* Data block
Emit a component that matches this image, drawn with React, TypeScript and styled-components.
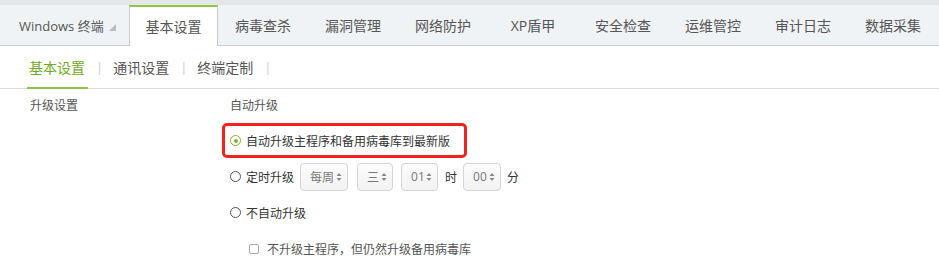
import React, { useState } from 'react';
import styled, { createGlobalStyle } from 'styled-components';

const GlobalStyle = createGlobalStyle`
  body {
    margin: 0;
    background: #fff;
    font-family: "Open Sans", "Noto Sans CJK SC", sans-serif;
    color: #555;
  }
`;

const GREEN = '#8cc63f';

const Header = styled.div`
  background: #e4e7ea;
  padding-top: 5px;
`;

const TabBar = styled.div`
  display: flex;
  height: 40px;
  background: #f0f3f6;
  border-bottom: 1px solid #c9cbcd;
`;

const Terminal = styled.div`
  width: 110px;
  padding-left: 19px;
  display: flex;
  align-items: center;
  font-size: 13px;
  color: #555;
  > svg {
    margin-left: 5px;
    margin-top: 4px;
  }
`;

const Tab = styled.div<{ $active?: boolean }>`
  width: 90px;
  box-sizing: border-box;
  display: flex;
  align-items: center;
  justify-content: center;
  font-size: 14px;
  color: #555;
  ${(p) =>
    p.$active &&
    `
    background: #fff;
    border-top: 2px solid ${GREEN};
    border-left: 1px solid #c9cbcd;
    border-right: 1px solid #c9cbcd;
    height: 41px;
    width: 89px;
    padding-bottom: 2px;
  `}
`;

const SubNav = styled.div`
  display: flex;
  align-items: stretch;
  height: 42px;
  padding-left: 27px;
  border-bottom: 1px solid #dcdcdc;
`;

const SubItem = styled.div<{ $active?: boolean }>`
  display: flex;
  align-items: center;
  padding: 0 3px 0 2px;
  font-size: 14px;
  color: ${(p) => (p.$active ? '#6faa25' : '#555')};
  border-bottom: 2px solid ${(p) => (p.$active ? GREEN : 'transparent')};
  margin-bottom: -1px;
  padding-top: 1px;
`;

const Sep = styled.div`
  display: flex;
  align-items: center;
  padding: 0 8px 0 8px;
  color: #ccc;
  font-size: 13px;
`;

const Content = styled.div`
  display: grid;
  grid-template-columns: 200px 1fr;
  padding: 8px 0 0 30px;
`;

const Label = styled.div`
  font-size: 12px;
  line-height: 18px;
  color: #555;
`;

const Field = styled.div`
  display: flex;
  flex-direction: column;
  align-items: flex-start;
`;

const FieldTitle = styled.div`
  font-size: 12px;
  line-height: 18px;
  color: #555;
  margin-bottom: 8px;
`;

const Option = styled.div<{ $highlight?: boolean; $indent?: number }>`
  display: flex;
  align-items: center;
  height: 35px;
  box-sizing: border-box;
  margin-left: -8px;
  margin-top: ${(p) => (p.$highlight ? '0' : '1px')};
  padding-left: ${(p) => 5 + (p.$indent || 0)}px;
  padding-right: ${(p) => (p.$highlight ? 14 : 0)}px;
  border: 3px solid ${(p) => (p.$highlight ? '#f2231c' : 'transparent')};
  border-radius: 5px;
  font-size: 12px;
  color: #333;
  white-space: nowrap;
  cursor: pointer;
`;

const Radio = styled.span<{ $checked?: boolean }>`
  width: 11px;
  height: 11px;
  box-sizing: border-box;
  border-radius: 50%;
  border: 1.5px solid ${(p) => (p.$checked ? '#7cb82f' : '#555')};
  display: inline-flex;
  align-items: center;
  justify-content: center;
  margin-right: 5px;
  flex-shrink: 0;
  &::after {
    content: '';
    width: 4px;
    height: 4px;
    border-radius: 50%;
    background: ${(p) => (p.$checked ? '#7cb82f' : 'transparent')};
  }
`;

const Check = styled.span`
  width: 10px;
  height: 10px;
  box-sizing: border-box;
  border: 1px solid #aaa;
  border-radius: 2px;
  margin-right: 8px;
  flex-shrink: 0;
`;

const MutedText = styled.span`
  color: #555;
`;

const Select = styled.span<{ $w: number; $gap: number }>`
  display: inline-flex;
  align-items: center;
  justify-content: space-between;
  flex-shrink: 0;
  width: ${(p) => p.$w}px;
  height: 28px;
  box-sizing: border-box;
  padding: 0 5px 0 9px;
  margin-left: ${(p) => p.$gap}px;
  border: 1px solid #d4d4d4;
  border-radius: 4px;
  background: linear-gradient(#fcfcfc, #f2f2f2);
  color: #777;
  font-size: 12px;
`;

const Unit = styled.span<{ $gap: number }>`
  color: #333;
  margin-left: ${(p) => p.$gap}px;
`;

const Caret = () => (
  <svg width="6" height="10" viewBox="0 0 6 10">
    <path d="M0.5 4 L3 1 L5.5 4 Z M0.5 6 L3 9 L5.5 6 Z" fill="#888" />
  </svg>
);

const Corner = () => (
  <svg width="7" height="7" viewBox="0 0 7 7">
    <path d="M7 0 L7 7 L0 7 Z" fill="#bbb" />
  </svg>
);

const tabs = ['基本设置', '病毒查杀', '漏洞管理', '网络防护', 'XP盾甲', '安全检查', '运维管控', '审计日志', '数据采集'];
const subs = ['基本设置', '通讯设置', '终端定制'];

export default function App() {
  const [mode, setMode] = useState(0);
  return (
    <>
      <GlobalStyle />
      <Header>
        <TabBar>
          <Terminal>
            Windows 终端
            <Corner />
          </Terminal>
          {tabs.map((t, i) => (
            <Tab key={t} $active={i === 0}>
              {t}
            </Tab>
          ))}
        </TabBar>
      </Header>
      <SubNav>
        {subs.map((s, i) => (
          <React.Fragment key={s}>
            <SubItem $active={i === 0}>{s}</SubItem>
            <Sep>|</Sep>
          </React.Fragment>
        ))}
      </SubNav>
      <Content>
        <Label>升级设置</Label>
        <Field>
          <FieldTitle>自动升级</FieldTitle>
          <Option $highlight onClick={() => setMode(0)}>
            <Radio $checked={mode === 0} />
            自动升级主程序和备用病毒库到最新版
          </Option>
          <Option onClick={() => setMode(1)}>
            <Radio $checked={mode === 1} />
            定时升级
            <Select $w={48} $gap={6}>
              每周
              <Caret />
            </Select>
            <Select $w={36} $gap={9}>
              三
              <Caret />
            </Select>
            <Select $w={37} $gap={8}>
              01
              <Caret />
            </Select>
            <Unit $gap={7}>时</Unit>
            <Select $w={38} $gap={6}>
              00
              <Caret />
            </Select>
            <Unit $gap={6}>分</Unit>
          </Option>
          <Option onClick={() => setMode(2)}>
            <Radio $checked={mode === 2} />
            不自动升级
          </Option>
          <Option $indent={19}>
            <Check />
            <MutedText>不升级主程序，但仍然升级备用病毒库</MutedText>
          </Option>
        </Field>
      </Content>
    </>
  );
}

* Exercise prompt
Return the listing above in full and without alteration, excluding its pictures.

* Answer to the exercise
Emit a component that matches this image, drawn with React, TypeScript and styled-components.
import React, { useState } from 'react';
import styled, { createGlobalStyle } from 'styled-components';

const GlobalStyle = createGlobalStyle`
  body {
    margin: 0;
    background: #fff;
    font-family: "Open Sans", "Noto Sans CJK SC", sans-serif;
    color: #555;
  }
`;

const GREEN = '#8cc63f';

const Header = styled.div`
  background: #e4e7ea;
  padding-top: 5px;
`;

const TabBar = styled.div`
  display: flex;
  height: 40px;
  background: #f0f3f6;
  border-bottom: 1px solid #c9cbcd;
`;

const Terminal = styled.div`
  width: 110px;
  padding-left: 19px;
  display: flex;
  align-items: center;
  font-size: 13px;
  color: #555;
  > svg {
    margin-left: 5px;
    margin-top: 4px;
  }
`;

const Tab = styled.div<{ $active?: boolean }>`
  width: 90px;
  box-sizing: border-box;
  display: flex;
  align-items: center;
  justify-content: center;
  font-size: 14px;
  color: #555;
  ${(p) =>
    p.$active &&
    `
    background: #fff;
    border-top: 2px solid ${GREEN};
    border-left: 1px solid #c9cbcd;
    border-right: 1px solid #c9cbcd;
    height: 41px;
    width: 89px;
    padding-bottom: 2px;
  `}
`;

const SubNav = styled.div`
  display: flex;
  align-items: stretch;
  height: 42px;
  padding-left: 27px;
  border-bottom: 1px solid #dcdcdc;
`;

const SubItem = styled.div<{ $active?: boolean }>`
  display: flex;
  align-items: center;
  padding: 0 3px 0 2px;
  font-size: 14px;
  color: ${(p) => (p.$active ? '#6faa25' : '#555')};
  border-bottom: 2px solid ${(p) => (p.$active ? GREEN : 'transparent')};
  margin-bottom: -1px;
  padding-top: 1px;
`;

const Sep = styled.div`
  display: flex;
  align-items: center;
  padding: 0 8px 0 8px;
  color: #ccc;
  font-size: 13px;
`;

const Content = styled.div`
  display: grid;
  grid-template-columns: 200px 1fr;
  padding: 8px 0 0 30px;
`;

const Label = styled.div`
  font-size: 12px;
  line-height: 18px;
  color: #555;
`;

const Field = styled.div`
  display: flex;
  flex-direction: column;
  align-items: flex-start;
`;

const FieldTitle = styled.div`
  font-size: 12px;
  line-height: 18px;
  color: #555;
  margin-bottom: 8px;
`;

const Option = styled.div<{ $highlight?: boolean; $indent?: number }>`
  display: flex;
  align-items: center;
  height: 35px;
  box-sizing: border-box;
  margin-left: -8px;
  margin-top: ${(p) => (p.$highlight ? '0' : '1px')};
  padding-left: ${(p) => 5 + (p.$indent || 0)}px;
  padding-right: ${(p) => (p.$highlight ? 14 : 0)}px;
  border: 3px solid ${(p) => (p.$highlight ? '#f2231c' : 'transparent')};
  border-radius: 5px;
  font-size: 12px;
  color: #333;
  white-space: nowrap;
  cursor: pointer;
`;

const Radio = styled.span<{ $checked?: boolean }>`
  width: 11px;
  height: 11px;
  box-sizing: border-box;
  border-radius: 50%;
  border: 1.5px solid ${(p) => (p.$checked ? '#7cb82f' : '#555')};
  display: inline-flex;
  align-items: center;
  justify-content: center;
  margin-right: 5px;
  flex-shrink: 0;
  &::after {
    content: '';
    width: 4px;
    height: 4px;
    border-radius: 50%;
    background: ${(p) => (p.$checked ? '#7cb82f' : 'transparent')};
  }
`;

const Check = styled.span`
  width: 10px;
  height: 10px;
  box-sizing: border-box;
  border: 1px solid #aaa;
  border-radius: 2px;
  margin-right: 8px;
  flex-shrink: 0;
`;

const MutedText = styled.span`
  color: #555;
`;

const Select = styled.span<{ $w: number; $gap: number }>`
  display: inline-flex;
  align-items: center;
  justify-content: space-between;
  flex-shrink: 0;
  width: ${(p) => p.$w}px;
  height: 28px;
  box-sizing: border-box;
  padding: 0 5px 0 9px;
  margin-left: ${(p) => p.$gap}px;
  border: 1px solid #d4d4d4;
  border-radius: 4px;
  background: linear-gradient(#fcfcfc, #f2f2f2);
  color: #777;
  font-size: 12px;
`;

const Unit = styled.span<{ $gap: number }>`
  color: #333;
  margin-left: ${(p) => p.$gap}px;
`;

const Caret = () => (
  <svg width="6" height="10" viewBox="0 0 6 10">
    <path d="M0.5 4 L3 1 L5.5 4 Z M0.5 6 L3 9 L5.5 6 Z" fill="#888" />
  </svg>
);

const Corner = () => (
  <svg width="7" height="7" viewBox="0 0 7 7">
    <path d="M7 0 L7 7 L0 7 Z" fill="#bbb" />
  </svg>
);

const tabs = ['基本设置', '病毒查杀', '漏洞管理', '网络防护', 'XP盾甲', '安全检查', '运维管控', '审计日志', '数据采集'];
const subs = ['基本设置', '通讯设置', '终端定制'];

export default function App() {
  const [mode, setMode] = useState(0);
  return (
    <>
      <GlobalStyle />
      <Header>
        <TabBar>
          <Terminal>
            Windows 终端
            <Corner />
          </Terminal>
          {tabs.map((t, i) => (
            <Tab key={t} $active={i === 0}>
              {t}
            </Tab>
          ))}
        </TabBar>
      </Header>
      <SubNav>
        {subs.map((s, i) => (
          <React.Fragment key={s}>
            <SubItem $active={i === 0}>{s}</SubItem>
            <Sep>|</Sep>
          </React.Fragment>
        ))}
      </SubNav>
      <Content>
        <Label>升级设置</Label>
        <Field>
          <FieldTitle>自动升级</FieldTitle>
          <Option $highlight onClick={() => setMode(0)}>
            <Radio $checked={mode === 0} />
            自动升级主程序和备用病毒库到最新版
          </Option>
          <Option onClick={() => setMode(1)}>
            <Radio $checked={mode === 1} />
            定时升级
            <Select $w={48} $gap={6}>
              每周
              <Caret />
            </Select>
            <Select $w={36} $gap={9}>
              三
              <Caret />
            </Select>
            <Select $w={37} $gap={8}>
              01
              <Caret />
            </Select>
            <Unit $gap={7}>时</Unit>
            <Select $w={38} $gap={6}>
              00
              <Caret />
            </Select>
            <Unit $gap={6}>分</Unit>
          </Option>
          <Option onClick={() => setMode(2)}>
            <Radio $checked={mode === 2} />
            不自动升级
          </Option>
          <Option $indent={19}>
            <Check />
            <MutedText>不升级主程序，但仍然升级备用病毒库</MutedText>
          </Option>
        </Field>
      </Content>
    </>
  );
}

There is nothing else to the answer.